Amazon has rolled out Amazon Nova, which it describes as the “next step in our AI journey”.

Amazon Nova-powered generative AI applications can be used to help understand videos, charts and documents, as well as generating videos and other multimedia content.

Rohit Prasad, SVP of Amazon Artificial General Intelligence, said: “Inside Amazon, we have about 1,000 Gen AI applications in motion, and we’ve had a bird’s-eye view of what application builders are still grappling with. Our new Amazon Nova models are intended to help with these challenges for internal and external builders, and provide compelling intelligence and content generation while also delivering meaningful progress on latency, cost-effectiveness, customisation, information grounding, and agentic capabilities.”

Amazon Nova models are integrated with Amazon Bedrock, alongside other foundation models from leading AI companies that are available for use through a single API.

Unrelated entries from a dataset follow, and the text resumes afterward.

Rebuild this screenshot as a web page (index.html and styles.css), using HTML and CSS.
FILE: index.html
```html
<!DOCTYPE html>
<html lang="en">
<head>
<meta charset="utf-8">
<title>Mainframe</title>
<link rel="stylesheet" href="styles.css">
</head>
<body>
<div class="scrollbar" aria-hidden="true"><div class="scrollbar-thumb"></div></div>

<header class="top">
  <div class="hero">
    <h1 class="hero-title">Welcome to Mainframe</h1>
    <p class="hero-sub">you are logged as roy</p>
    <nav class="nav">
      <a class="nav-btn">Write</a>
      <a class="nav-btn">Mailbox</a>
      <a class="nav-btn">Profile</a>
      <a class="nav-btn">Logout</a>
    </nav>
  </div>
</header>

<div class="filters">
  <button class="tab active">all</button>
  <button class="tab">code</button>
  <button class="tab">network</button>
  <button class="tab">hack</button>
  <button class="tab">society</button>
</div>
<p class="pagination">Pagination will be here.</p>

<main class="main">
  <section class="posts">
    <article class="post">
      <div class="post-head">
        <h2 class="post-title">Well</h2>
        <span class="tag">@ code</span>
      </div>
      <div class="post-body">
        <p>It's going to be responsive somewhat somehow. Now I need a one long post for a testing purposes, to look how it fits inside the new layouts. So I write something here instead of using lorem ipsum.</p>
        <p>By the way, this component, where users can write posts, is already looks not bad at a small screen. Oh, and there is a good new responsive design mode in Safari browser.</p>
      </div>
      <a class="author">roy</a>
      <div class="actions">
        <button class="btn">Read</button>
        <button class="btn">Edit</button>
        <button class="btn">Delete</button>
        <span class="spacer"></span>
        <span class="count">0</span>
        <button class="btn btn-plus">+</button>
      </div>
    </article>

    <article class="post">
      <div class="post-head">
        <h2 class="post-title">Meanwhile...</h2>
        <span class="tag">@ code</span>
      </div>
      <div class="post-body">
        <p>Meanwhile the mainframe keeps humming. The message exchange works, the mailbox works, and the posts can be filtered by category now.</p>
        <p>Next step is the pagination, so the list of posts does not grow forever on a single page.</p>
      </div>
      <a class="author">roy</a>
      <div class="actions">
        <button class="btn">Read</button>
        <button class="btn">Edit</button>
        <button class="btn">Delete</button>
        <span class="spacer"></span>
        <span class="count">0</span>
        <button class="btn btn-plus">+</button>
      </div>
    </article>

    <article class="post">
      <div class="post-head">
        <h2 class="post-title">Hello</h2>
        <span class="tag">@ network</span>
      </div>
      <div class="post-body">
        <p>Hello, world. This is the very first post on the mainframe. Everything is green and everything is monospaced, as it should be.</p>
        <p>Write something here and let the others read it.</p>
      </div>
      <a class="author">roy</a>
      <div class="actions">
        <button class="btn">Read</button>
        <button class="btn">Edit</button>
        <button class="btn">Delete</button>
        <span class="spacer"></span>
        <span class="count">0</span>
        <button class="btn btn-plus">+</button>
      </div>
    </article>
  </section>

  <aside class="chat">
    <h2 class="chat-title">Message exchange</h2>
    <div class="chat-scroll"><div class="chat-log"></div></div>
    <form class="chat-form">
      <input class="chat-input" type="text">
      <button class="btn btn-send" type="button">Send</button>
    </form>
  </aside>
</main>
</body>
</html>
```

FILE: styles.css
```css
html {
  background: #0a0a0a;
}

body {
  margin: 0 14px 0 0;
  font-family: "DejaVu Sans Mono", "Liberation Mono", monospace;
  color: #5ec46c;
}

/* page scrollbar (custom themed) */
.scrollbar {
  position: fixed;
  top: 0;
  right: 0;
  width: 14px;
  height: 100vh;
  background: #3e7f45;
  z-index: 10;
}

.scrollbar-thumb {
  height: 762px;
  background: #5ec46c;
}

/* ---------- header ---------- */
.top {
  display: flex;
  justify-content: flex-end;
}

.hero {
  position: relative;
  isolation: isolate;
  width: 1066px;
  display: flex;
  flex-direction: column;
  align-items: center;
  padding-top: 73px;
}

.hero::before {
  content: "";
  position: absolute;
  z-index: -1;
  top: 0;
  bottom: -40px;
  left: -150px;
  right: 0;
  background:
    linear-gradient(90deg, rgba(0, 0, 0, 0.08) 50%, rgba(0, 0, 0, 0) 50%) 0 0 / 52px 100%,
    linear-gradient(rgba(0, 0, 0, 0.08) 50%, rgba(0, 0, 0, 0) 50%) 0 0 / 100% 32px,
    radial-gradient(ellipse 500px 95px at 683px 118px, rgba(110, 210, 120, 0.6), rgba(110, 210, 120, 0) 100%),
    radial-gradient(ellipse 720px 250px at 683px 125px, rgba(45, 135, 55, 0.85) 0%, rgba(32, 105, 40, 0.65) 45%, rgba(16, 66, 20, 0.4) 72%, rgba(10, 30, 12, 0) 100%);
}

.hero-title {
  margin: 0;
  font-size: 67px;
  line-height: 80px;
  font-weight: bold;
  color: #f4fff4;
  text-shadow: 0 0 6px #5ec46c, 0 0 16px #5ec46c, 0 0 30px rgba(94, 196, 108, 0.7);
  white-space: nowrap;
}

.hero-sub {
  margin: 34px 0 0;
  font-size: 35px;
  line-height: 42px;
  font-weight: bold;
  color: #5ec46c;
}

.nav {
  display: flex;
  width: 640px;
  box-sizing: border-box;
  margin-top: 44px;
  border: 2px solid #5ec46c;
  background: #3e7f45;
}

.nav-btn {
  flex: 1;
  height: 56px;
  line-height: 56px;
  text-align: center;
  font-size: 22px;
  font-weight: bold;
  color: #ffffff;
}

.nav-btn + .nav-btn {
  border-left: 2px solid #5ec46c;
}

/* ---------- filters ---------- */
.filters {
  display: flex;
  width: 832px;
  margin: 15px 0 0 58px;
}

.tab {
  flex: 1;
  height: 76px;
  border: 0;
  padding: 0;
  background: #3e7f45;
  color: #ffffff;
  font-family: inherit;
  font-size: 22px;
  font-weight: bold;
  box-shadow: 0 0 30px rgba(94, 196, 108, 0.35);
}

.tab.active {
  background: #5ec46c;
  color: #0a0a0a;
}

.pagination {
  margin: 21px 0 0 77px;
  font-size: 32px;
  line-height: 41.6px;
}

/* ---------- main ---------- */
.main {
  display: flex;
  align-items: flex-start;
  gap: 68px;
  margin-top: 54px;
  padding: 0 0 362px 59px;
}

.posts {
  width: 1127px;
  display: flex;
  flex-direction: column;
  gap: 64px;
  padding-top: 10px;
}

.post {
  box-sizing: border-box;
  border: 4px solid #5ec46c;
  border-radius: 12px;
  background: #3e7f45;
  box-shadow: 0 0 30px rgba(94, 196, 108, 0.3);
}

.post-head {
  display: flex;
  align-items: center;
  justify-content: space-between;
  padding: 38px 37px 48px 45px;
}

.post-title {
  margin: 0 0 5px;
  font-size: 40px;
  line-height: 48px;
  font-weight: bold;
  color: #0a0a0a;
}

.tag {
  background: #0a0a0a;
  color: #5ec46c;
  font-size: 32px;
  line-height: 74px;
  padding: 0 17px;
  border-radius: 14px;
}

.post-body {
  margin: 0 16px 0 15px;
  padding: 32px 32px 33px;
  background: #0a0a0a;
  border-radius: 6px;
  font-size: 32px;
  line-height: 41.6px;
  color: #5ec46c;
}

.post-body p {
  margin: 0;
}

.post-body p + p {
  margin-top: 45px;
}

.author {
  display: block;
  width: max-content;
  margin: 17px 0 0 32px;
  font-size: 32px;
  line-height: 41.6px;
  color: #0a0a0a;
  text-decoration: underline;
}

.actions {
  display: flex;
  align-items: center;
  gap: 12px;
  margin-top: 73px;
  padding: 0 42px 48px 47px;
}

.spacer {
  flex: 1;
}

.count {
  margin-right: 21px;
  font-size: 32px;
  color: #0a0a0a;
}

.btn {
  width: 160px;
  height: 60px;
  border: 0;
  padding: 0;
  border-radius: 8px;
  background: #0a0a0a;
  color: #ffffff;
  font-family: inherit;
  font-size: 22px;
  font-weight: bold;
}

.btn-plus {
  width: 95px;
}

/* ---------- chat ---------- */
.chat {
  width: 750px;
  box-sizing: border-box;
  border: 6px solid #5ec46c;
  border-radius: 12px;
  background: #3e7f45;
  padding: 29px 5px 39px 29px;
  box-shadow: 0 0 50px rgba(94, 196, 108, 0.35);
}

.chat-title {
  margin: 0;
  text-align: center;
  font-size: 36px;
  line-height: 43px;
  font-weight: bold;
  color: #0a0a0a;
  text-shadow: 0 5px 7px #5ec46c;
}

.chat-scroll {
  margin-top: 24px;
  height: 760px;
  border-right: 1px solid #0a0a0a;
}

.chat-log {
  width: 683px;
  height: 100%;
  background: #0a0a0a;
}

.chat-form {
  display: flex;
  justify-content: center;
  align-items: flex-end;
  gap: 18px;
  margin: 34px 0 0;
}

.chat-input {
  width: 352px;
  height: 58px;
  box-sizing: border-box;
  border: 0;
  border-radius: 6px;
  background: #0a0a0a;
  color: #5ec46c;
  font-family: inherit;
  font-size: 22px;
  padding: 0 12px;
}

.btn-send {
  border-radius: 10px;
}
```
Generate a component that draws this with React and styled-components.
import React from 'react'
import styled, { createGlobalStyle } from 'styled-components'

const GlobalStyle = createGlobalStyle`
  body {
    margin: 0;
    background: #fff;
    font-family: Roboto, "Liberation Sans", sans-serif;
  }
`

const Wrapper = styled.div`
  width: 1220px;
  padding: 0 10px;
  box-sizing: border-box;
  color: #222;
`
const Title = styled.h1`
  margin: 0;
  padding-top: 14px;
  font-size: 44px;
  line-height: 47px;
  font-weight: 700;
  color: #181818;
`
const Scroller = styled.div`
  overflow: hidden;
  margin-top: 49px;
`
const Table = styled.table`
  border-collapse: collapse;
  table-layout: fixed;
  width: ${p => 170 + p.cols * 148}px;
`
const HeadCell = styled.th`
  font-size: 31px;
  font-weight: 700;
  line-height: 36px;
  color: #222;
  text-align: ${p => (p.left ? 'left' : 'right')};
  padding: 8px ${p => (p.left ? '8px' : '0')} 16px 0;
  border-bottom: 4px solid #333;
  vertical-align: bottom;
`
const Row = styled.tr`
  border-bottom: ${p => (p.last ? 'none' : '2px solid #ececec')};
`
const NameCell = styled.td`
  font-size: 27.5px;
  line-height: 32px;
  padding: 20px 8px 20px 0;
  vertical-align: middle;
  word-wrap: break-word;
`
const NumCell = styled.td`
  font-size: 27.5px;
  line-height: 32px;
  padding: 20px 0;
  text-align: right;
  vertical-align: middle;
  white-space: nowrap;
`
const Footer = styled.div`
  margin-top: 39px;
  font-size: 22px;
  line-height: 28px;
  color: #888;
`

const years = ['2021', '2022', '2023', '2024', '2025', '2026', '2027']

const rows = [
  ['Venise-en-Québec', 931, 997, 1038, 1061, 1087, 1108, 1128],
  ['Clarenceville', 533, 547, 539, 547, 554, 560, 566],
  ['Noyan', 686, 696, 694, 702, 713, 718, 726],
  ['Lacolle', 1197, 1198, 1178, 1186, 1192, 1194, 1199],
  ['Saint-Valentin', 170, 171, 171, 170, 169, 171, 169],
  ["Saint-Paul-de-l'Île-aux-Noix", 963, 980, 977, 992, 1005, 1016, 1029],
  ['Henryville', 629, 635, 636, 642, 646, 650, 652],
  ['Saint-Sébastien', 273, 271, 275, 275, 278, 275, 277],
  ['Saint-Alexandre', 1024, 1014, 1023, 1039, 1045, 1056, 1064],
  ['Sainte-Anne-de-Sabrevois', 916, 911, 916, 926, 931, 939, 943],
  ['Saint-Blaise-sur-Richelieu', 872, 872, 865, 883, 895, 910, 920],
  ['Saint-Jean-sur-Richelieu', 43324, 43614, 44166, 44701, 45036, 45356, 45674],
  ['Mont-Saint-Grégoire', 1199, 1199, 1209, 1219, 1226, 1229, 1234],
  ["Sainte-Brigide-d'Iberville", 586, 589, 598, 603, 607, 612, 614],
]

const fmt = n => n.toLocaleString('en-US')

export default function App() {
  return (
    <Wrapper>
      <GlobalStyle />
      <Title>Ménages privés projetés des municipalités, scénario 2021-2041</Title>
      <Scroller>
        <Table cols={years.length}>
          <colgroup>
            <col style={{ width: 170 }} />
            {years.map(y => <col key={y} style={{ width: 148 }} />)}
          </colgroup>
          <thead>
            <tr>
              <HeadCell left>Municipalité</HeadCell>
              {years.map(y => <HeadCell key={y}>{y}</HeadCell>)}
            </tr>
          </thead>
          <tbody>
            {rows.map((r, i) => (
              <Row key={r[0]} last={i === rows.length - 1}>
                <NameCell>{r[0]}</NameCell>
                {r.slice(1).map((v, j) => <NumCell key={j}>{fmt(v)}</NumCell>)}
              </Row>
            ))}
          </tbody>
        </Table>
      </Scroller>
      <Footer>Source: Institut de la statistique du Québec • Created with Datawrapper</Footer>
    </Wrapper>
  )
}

The models also support custom fine-tuning. Amazon says the Amazon Nova model learns what matters most to the customer from their own data (including text, images, and videos), and then Amazon Bedrock trains a private fine-tuned model that will provide tailored responses.

The Amazon Nova creative generation models are Amazon Nova Canvas and Amazon Nova Reel.

In the example above, Amazon Ads used Amazon Nova Reel to create a commercial for a fictional boxed pasta brand.

In the example above, Amazon Nova Pro is asked to review and describe the silent video clip. The results include details about the setting of the game, the team uniforms, descriptions of actions taken by the players, and how the play culminates.

Amazon plans to introduce two additional Amazon Nova models in 2025, including a speech-to-speech model that understands streaming speech input in natural language, interpreting verbal and nonverbal cues (like tone and cadence), and delivering natural humanlike interactions.